El alto el fuego en Gaza no es lo mismo que el fin de la guerra. Las condiciones del intercambio de rehenes/prisioneros entre Israel y Hamás son el aspecto más llamativo del actual acuerdo, el que más le conviene a una de las partes, Israel. Sin embargo, la presión social sobre el primer ministro Benjamín Netanyahu para que desbloquease la liberación de los rehenes, que ha estado supeditada desde el primer momento a sus intereses políticos para mantenerse en el poder, no es la que lo ha posibilitado. Mucho menos, la tibia presión internacional ante el genocidio, aunque cada vez menos voces lo discutan.
El acuerdo de Doha ha sido posible porque lo ha forzado la única parte que podía hacerlo, Estados Unidos, esto es, su nuevo presidente, Donald Trump, que así ha hecho aún más patética la debilidad de Joe Biden en su despedida de la Casa Blanca: lo que Biden no arrancó de Netanyahu en marzo, mayo y julio, con condiciones prácticamente idénticas, lo consigue Trump antes de tomar posesión. Sonreía el ministro catarí de Exteriores al afirmar que la nueva mediación ha sido decisiva.
En la historia de Palestina e Israel, demasiadas veces Estados Unidos ha forzado un acuerdo. Siempre a favor de Israel. En ocasiones, los palestinos llegaron a rechazarlos (como en 1979, en el primer Camp David, entre Egipto e Israel) o arañaron condiciones menos gravosas (como las que permitieron la salida de la cúpula de la OLP de Beirut en 1982). Luego claudicaron: los Acuerdos de Oslo (1993) fueron “el Versalles palestino”, en expresión de Edward Said.
Lo que acontece hoy, 30 años después, viene de la farsa de Oslo. Por eso inquieta escuchar al secretario de Estado estadounidense, Antony Blinken, insistir en viejas fórmulas (ganancias estratégicas; el largo camino de la paz; una administración provisional con responsabilidad en áreas civiles; una autoridad palestina reformada; el derecho a la autodeterminación política con condiciones) para un tiempo nuevo. Aunque hay que separar el acuerdo de alto el fuego del plan para el día después de Blinken, cuyo respaldo no ha hecho público el equipo de Trump.
El actual alto el fuego no es lo mismo que la paz, la paz a 80 años de desposesión palestina. El principal obstáculo para la paz, que no ya la justicia, sigue siendo el Gobierno israelí, en manos de los ultrasionistas, que se cobrarán bien cara su firma del acuerdo: es previsible la intensificación de los ataques de los colonos en Cisjordania, sometida a verdaderos pogromos.
Pasarán las dos o tres primeras semanas de la tregua: se producirá el intercambio del grueso de prisioneros y posiblemente se abrirá el paso de Rafah, lo que aliviará algo la crisis humanitaria.

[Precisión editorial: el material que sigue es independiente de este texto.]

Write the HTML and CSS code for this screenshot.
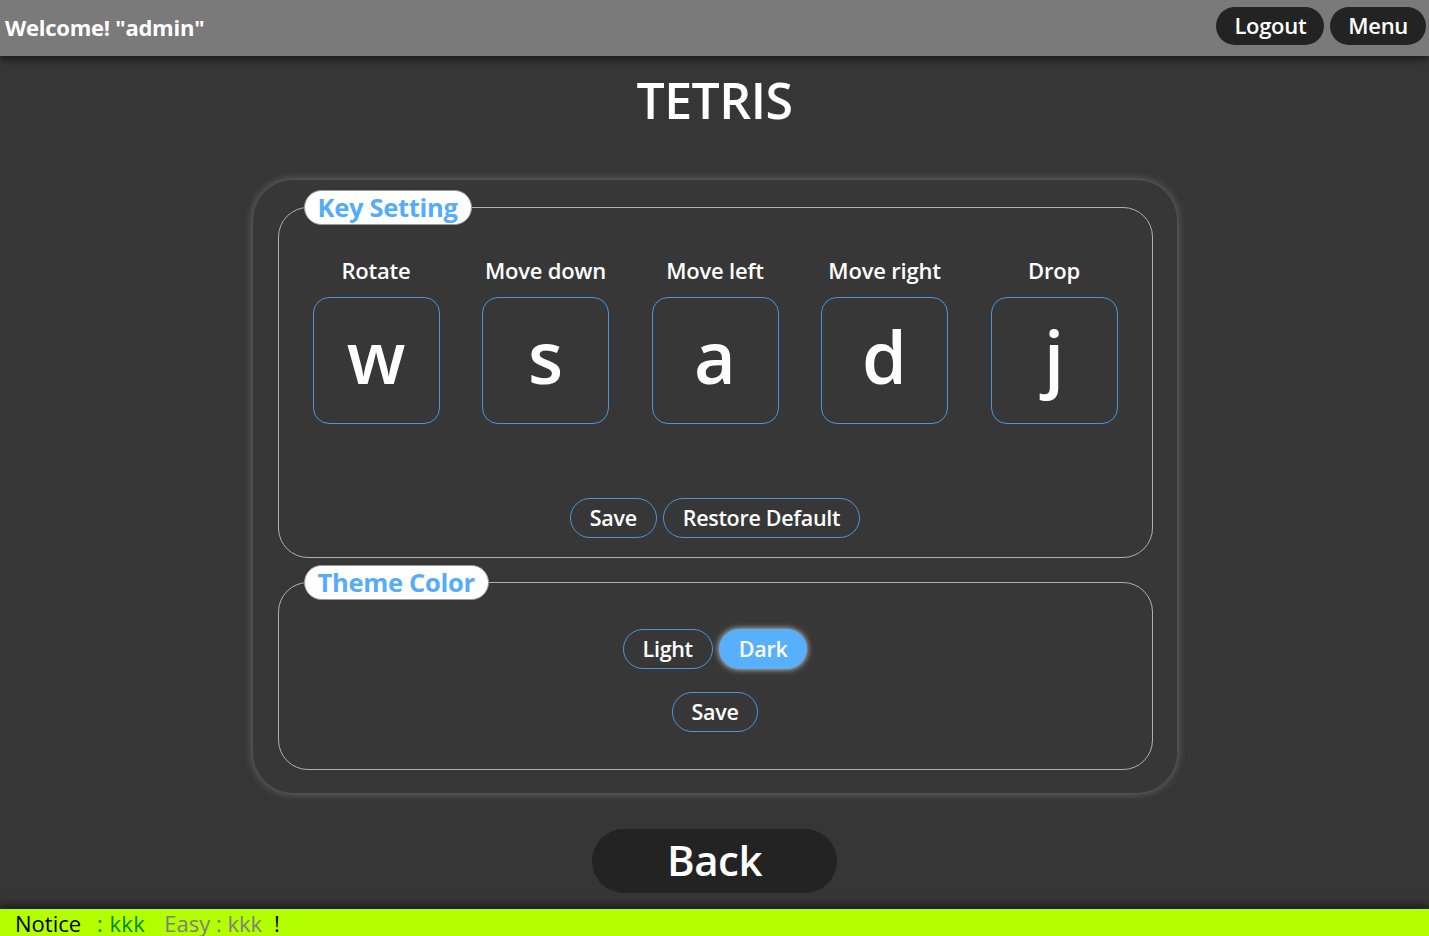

En la segunda etapa, la retirada militar israelí no se cumplirá: la franja de Gaza seguirá dividida en zonas incomunicadas y los palestinos no podrán retornar a sus hogares. En la tercera, es de temer que volvamos a la casilla de salida, esto es, a una tregua intermitente, o a una guerra intermitente: así viene siendo desde 2008, si bien ahora con una segura “normalización” entre saudíes e israelíes de por medio, objetivo real, no lo olvidemos, de la Administración estadounidense entrante.
La población superviviente está exhausta, anímica y físicamente. La reconstrucción selectiva de poblaciones e infraestructuras, a cargo de “países amigos”, paliará de momento la aniquilación. Pero Gaza seguirá siendo un gueto, como lo es cada día más Cisjordania. Y mientras los palestinos continúen confinados, desposeídos y despojados de derechos —esto es, deshumanizados— ninguna paz será posible.
Luz Gómez es catedrática de Estudios Árabes e Islámicos de la Universidad Autónoma de Madrid. Su último libro es Palestina: heredar el futuro (Catarata).